WRITTEN PROBLEM >> Locate all lines with the word "page". Copy them.
-- start of DATASET EXTRACT --
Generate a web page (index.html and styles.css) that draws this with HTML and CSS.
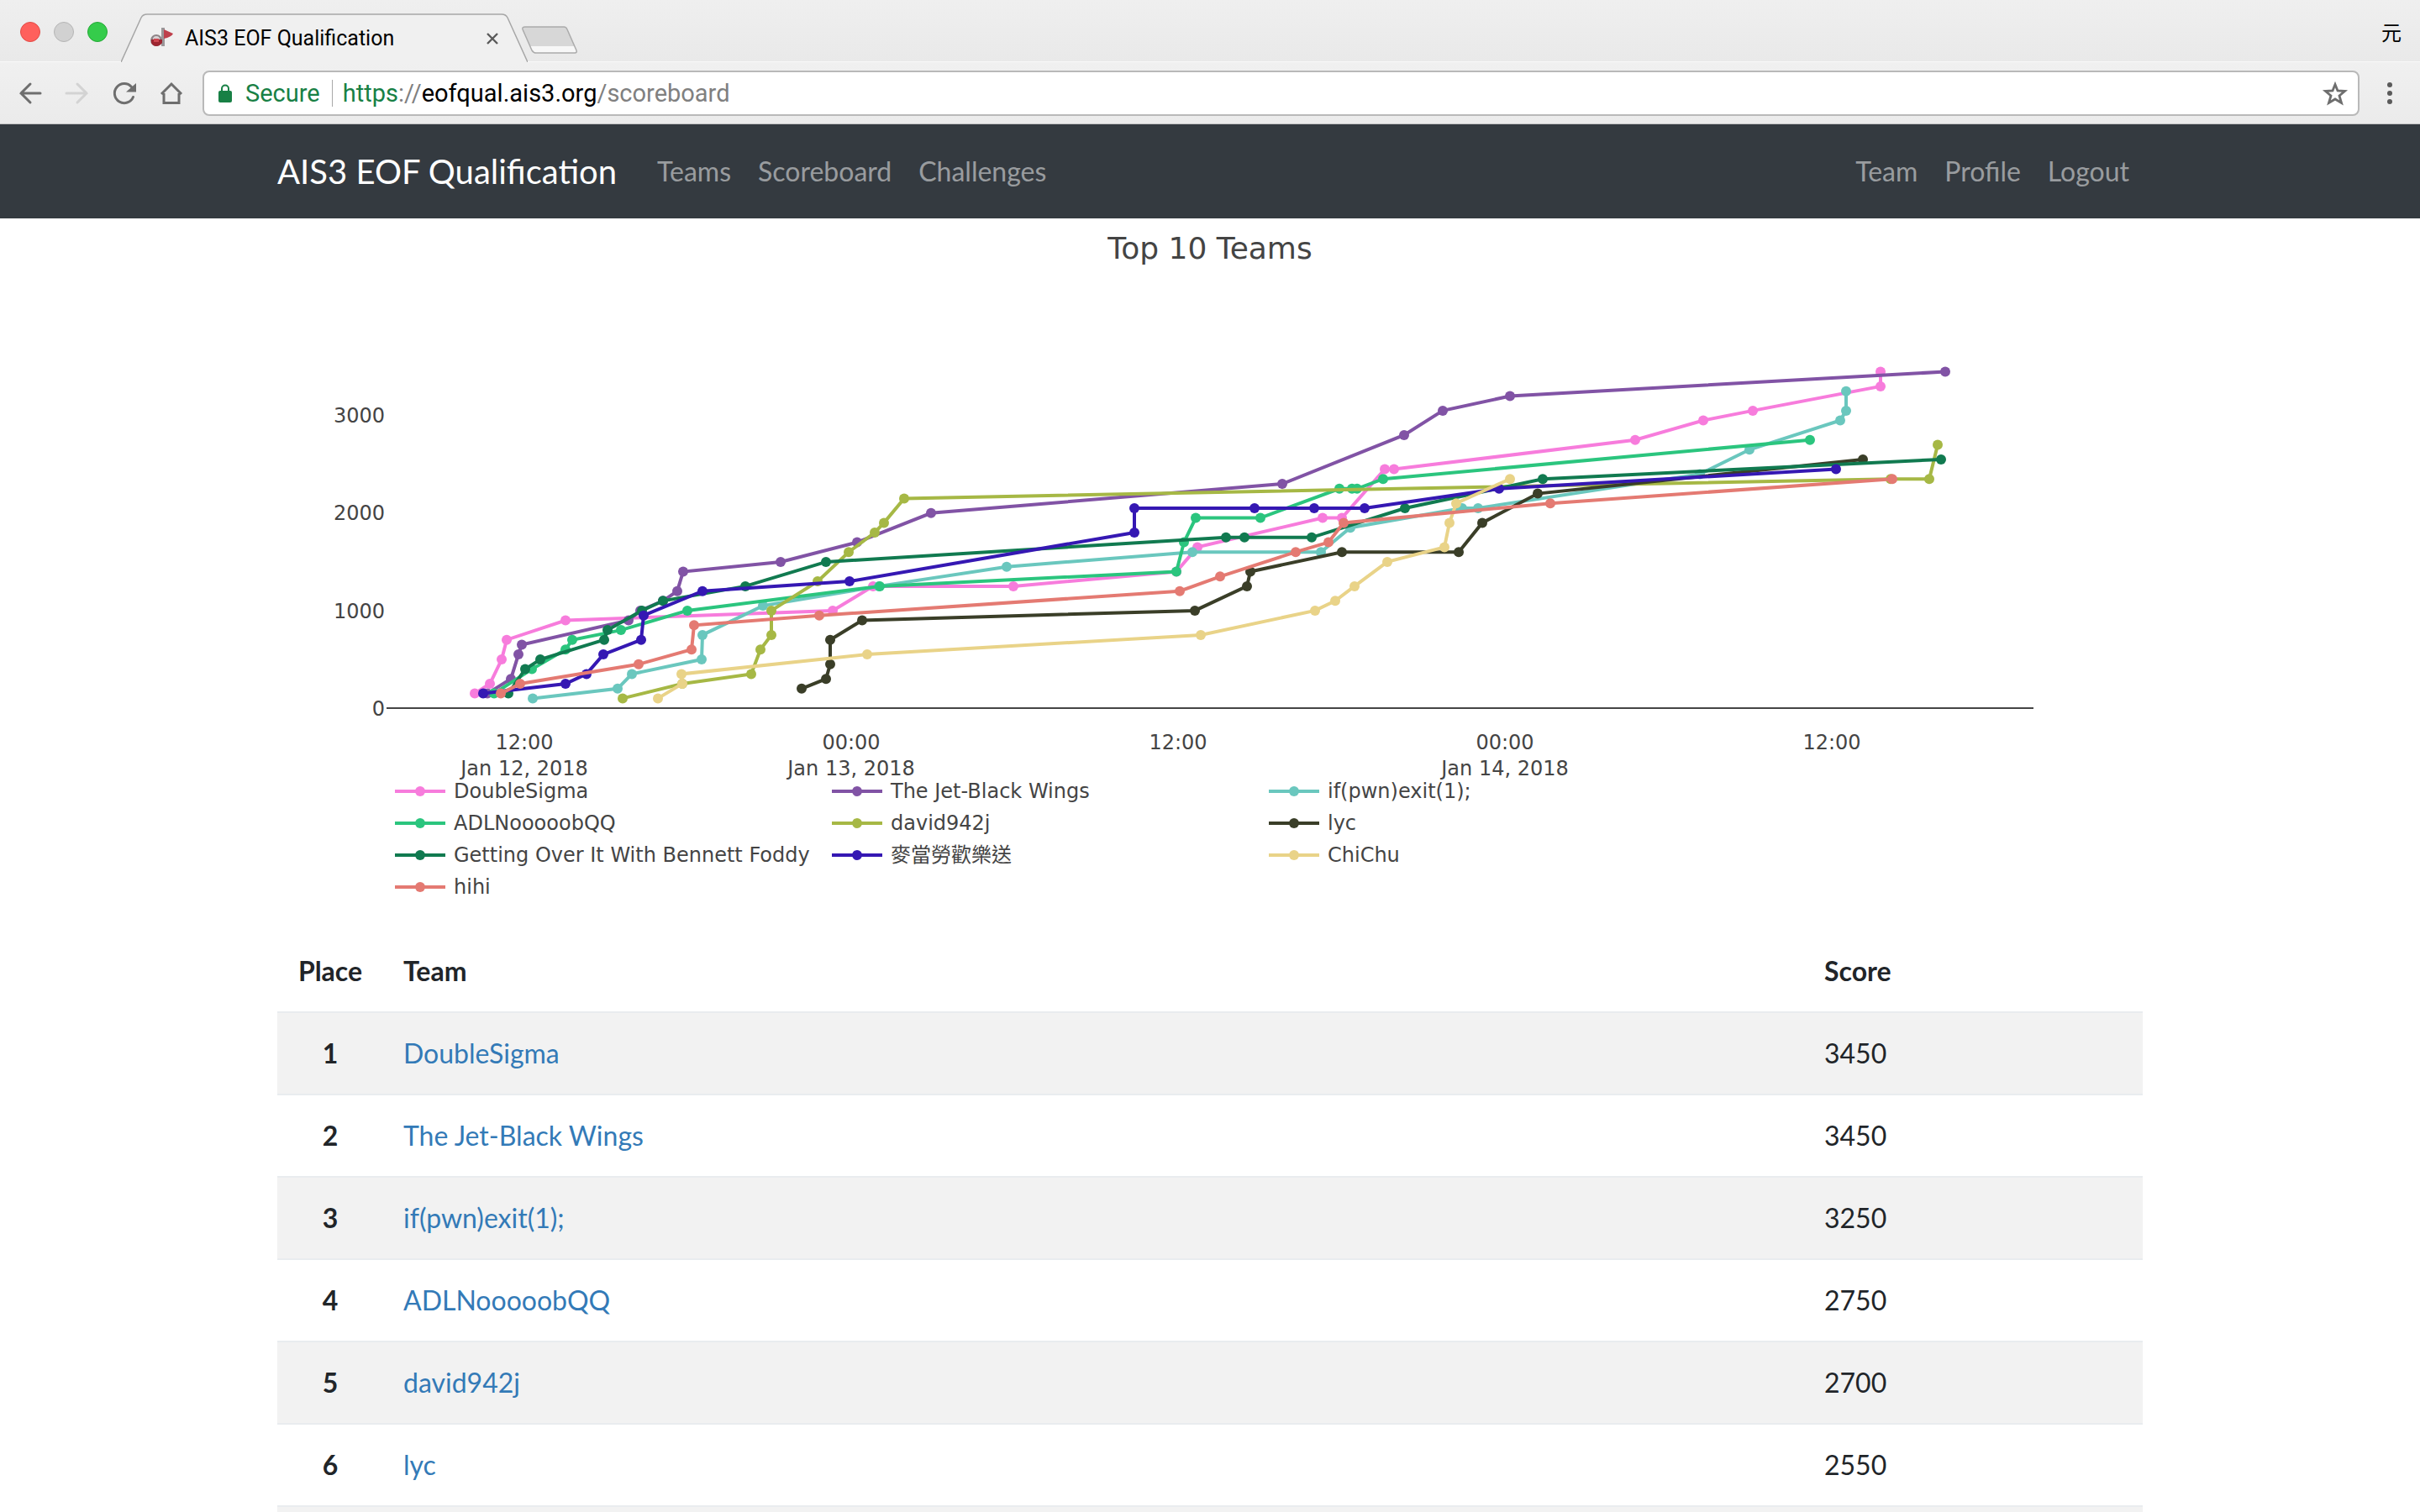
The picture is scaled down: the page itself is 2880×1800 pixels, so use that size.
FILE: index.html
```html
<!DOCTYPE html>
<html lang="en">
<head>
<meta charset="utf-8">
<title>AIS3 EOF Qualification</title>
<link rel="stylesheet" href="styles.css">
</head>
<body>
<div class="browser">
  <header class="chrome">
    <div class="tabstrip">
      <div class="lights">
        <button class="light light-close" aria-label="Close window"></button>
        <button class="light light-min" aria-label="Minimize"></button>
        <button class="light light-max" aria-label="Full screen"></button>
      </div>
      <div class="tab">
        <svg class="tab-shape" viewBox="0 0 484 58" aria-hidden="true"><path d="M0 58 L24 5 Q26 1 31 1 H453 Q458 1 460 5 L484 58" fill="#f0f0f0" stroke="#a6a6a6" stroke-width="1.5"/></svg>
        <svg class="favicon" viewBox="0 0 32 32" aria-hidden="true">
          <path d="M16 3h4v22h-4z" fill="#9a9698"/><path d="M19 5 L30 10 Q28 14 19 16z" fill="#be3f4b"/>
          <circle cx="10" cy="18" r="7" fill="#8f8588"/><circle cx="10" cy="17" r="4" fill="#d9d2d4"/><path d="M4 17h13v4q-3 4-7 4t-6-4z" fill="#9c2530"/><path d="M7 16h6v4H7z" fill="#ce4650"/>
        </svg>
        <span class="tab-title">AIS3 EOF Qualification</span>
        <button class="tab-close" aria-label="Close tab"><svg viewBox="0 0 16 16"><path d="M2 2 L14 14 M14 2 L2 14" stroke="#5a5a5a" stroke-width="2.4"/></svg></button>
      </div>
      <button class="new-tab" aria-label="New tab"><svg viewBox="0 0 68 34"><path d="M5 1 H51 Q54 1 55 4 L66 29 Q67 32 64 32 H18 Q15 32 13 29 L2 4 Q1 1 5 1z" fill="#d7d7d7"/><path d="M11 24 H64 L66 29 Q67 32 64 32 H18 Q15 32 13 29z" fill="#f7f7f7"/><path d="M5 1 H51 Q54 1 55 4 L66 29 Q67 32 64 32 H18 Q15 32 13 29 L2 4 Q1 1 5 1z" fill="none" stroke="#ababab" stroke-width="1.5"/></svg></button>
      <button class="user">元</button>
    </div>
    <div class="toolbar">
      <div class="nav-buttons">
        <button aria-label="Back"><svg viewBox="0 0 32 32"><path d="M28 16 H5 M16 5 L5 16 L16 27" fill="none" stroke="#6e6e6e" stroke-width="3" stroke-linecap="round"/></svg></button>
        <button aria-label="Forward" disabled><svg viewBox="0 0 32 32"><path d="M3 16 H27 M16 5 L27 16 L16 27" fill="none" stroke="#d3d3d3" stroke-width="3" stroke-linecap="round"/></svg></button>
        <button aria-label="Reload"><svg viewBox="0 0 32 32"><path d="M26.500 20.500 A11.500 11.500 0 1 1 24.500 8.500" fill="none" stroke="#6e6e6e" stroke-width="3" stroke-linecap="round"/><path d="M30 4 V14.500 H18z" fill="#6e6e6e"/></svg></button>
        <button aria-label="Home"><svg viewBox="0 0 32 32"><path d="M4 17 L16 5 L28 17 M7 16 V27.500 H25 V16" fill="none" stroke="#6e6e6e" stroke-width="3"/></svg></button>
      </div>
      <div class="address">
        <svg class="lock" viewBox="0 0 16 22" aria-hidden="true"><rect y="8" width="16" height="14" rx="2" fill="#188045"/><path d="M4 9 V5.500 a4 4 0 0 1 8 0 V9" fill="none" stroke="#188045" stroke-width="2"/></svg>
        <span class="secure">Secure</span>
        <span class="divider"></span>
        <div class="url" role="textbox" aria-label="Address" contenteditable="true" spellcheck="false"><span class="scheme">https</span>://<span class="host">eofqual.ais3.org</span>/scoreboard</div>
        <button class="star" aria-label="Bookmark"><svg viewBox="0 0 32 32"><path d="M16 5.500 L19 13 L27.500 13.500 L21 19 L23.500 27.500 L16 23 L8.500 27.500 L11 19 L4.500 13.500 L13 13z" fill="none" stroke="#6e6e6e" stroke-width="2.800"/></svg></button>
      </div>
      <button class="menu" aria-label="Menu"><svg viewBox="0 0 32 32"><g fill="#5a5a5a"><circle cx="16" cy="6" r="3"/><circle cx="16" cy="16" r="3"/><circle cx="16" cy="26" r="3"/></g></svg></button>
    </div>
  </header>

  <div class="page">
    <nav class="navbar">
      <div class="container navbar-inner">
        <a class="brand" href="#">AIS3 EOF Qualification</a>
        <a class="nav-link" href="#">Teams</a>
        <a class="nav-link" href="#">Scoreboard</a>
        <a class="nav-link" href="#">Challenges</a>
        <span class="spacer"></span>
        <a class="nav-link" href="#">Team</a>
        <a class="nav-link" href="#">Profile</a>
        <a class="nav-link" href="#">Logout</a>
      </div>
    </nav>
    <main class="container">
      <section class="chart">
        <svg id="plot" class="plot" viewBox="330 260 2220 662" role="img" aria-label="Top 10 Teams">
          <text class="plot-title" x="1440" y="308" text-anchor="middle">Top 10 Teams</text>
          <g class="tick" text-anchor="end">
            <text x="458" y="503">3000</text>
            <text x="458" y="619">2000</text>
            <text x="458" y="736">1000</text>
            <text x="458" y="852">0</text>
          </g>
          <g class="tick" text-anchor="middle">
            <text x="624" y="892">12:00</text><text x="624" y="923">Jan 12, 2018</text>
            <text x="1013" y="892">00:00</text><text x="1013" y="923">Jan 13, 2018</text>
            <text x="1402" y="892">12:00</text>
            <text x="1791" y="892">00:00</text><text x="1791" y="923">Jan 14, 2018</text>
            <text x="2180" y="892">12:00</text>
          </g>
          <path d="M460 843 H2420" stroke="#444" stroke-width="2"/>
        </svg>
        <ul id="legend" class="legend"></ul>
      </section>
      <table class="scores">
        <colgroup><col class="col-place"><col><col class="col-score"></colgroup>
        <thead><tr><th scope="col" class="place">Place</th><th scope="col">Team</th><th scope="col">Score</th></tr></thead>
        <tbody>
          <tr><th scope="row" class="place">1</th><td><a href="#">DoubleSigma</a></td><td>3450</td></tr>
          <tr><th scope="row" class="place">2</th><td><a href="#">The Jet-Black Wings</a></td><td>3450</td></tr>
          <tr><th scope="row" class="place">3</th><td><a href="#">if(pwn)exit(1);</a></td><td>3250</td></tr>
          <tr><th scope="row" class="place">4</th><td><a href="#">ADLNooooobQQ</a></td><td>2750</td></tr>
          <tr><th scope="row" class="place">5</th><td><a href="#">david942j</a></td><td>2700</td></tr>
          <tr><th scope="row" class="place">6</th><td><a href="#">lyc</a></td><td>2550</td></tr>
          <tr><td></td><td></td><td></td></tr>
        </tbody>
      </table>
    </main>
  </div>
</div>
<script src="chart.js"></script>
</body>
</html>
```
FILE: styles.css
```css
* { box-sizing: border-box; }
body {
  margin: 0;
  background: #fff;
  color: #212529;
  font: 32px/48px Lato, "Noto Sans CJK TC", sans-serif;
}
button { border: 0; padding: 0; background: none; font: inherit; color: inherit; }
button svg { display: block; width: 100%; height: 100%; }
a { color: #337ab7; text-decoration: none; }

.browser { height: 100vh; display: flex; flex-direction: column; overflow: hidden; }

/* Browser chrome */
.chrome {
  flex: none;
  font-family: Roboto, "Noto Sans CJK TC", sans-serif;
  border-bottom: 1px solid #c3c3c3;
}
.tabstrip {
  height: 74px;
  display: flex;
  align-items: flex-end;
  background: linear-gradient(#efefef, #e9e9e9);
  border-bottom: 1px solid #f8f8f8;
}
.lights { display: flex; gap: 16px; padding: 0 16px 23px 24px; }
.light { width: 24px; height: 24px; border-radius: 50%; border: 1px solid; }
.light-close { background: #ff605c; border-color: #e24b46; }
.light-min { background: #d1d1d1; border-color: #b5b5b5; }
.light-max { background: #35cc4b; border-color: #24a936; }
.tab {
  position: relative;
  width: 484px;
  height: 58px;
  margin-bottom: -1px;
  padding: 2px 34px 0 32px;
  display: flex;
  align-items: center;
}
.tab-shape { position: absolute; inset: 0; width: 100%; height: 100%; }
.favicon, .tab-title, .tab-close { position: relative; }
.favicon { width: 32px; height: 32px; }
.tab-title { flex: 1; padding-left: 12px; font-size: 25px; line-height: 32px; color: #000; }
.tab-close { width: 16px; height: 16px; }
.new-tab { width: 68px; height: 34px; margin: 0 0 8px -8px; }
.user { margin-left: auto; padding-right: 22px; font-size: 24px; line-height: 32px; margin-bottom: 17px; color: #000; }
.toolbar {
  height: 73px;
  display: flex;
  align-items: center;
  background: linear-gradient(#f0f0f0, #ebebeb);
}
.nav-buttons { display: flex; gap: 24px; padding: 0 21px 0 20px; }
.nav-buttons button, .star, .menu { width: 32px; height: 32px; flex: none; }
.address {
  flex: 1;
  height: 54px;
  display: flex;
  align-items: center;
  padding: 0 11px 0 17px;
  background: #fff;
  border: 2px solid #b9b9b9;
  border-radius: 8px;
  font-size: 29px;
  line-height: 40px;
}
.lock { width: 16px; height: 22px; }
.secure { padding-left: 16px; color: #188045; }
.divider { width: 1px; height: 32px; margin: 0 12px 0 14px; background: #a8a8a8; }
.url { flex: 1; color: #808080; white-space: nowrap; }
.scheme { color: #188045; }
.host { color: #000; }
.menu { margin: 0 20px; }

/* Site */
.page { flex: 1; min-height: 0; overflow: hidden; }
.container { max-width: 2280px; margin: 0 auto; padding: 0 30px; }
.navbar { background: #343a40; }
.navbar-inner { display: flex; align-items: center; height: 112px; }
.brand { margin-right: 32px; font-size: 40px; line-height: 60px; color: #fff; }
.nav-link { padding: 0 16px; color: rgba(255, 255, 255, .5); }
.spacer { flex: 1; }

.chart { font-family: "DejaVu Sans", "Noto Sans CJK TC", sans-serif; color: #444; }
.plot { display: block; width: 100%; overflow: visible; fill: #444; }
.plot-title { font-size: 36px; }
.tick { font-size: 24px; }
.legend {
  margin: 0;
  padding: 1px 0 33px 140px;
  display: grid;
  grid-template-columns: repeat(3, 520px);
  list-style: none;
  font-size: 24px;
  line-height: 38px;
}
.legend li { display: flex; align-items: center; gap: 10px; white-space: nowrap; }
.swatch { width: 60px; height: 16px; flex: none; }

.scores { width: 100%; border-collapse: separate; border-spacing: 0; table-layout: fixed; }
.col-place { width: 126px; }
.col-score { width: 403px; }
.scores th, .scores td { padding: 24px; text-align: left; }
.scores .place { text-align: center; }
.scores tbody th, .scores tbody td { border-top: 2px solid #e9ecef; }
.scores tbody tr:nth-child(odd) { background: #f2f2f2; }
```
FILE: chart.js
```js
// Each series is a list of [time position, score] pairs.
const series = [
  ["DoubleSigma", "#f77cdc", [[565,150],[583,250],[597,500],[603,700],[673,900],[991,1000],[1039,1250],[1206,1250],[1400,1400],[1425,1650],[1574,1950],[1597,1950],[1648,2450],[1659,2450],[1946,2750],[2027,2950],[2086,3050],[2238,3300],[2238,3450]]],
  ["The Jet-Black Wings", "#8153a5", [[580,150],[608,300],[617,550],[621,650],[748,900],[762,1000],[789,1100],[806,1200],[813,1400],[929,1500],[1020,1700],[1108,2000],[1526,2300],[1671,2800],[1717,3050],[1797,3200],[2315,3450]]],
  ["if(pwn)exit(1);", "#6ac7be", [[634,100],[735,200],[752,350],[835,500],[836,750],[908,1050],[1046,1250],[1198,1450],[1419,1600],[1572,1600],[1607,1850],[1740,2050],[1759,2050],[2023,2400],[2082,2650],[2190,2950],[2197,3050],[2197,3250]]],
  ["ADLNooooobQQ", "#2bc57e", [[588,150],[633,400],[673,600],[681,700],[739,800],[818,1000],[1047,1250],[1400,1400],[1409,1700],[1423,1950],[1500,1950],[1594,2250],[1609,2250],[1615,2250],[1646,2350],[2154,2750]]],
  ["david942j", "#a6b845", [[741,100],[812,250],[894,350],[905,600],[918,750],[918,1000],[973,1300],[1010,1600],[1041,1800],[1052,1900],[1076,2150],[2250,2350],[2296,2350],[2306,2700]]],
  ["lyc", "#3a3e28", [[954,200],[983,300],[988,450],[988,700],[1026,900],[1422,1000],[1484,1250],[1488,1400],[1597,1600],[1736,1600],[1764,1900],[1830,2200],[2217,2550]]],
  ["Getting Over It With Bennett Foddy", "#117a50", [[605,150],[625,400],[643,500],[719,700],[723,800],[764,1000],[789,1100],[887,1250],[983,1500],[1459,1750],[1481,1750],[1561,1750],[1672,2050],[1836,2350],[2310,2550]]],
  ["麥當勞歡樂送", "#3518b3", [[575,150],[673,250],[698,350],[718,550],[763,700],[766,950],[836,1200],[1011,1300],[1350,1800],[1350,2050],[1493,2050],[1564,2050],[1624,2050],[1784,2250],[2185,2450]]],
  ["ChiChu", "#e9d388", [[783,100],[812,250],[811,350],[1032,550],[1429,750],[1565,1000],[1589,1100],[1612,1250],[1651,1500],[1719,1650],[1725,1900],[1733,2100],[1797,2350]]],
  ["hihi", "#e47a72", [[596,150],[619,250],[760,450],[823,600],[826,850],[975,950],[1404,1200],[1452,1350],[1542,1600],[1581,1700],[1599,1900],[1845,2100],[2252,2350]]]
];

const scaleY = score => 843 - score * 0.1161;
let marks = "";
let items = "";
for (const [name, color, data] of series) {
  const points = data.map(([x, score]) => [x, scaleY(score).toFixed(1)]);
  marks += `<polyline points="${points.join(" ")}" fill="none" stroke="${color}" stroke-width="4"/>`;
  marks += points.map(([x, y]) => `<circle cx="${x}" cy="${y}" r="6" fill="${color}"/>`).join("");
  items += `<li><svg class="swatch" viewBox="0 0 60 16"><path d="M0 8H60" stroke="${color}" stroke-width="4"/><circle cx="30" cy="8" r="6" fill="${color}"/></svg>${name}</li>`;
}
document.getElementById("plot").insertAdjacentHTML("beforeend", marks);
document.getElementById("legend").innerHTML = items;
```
-- end of DATASET EXTRACT --
FINISHED TASK >>
Generate a web page (index.html and styles.css) that draws this with HTML and CSS.
The picture is scaled down: the page itself is 2880×1800 pixels, so use that size.
  <div class="page">
.page { flex: 1; min-height: 0; overflow: hidden; }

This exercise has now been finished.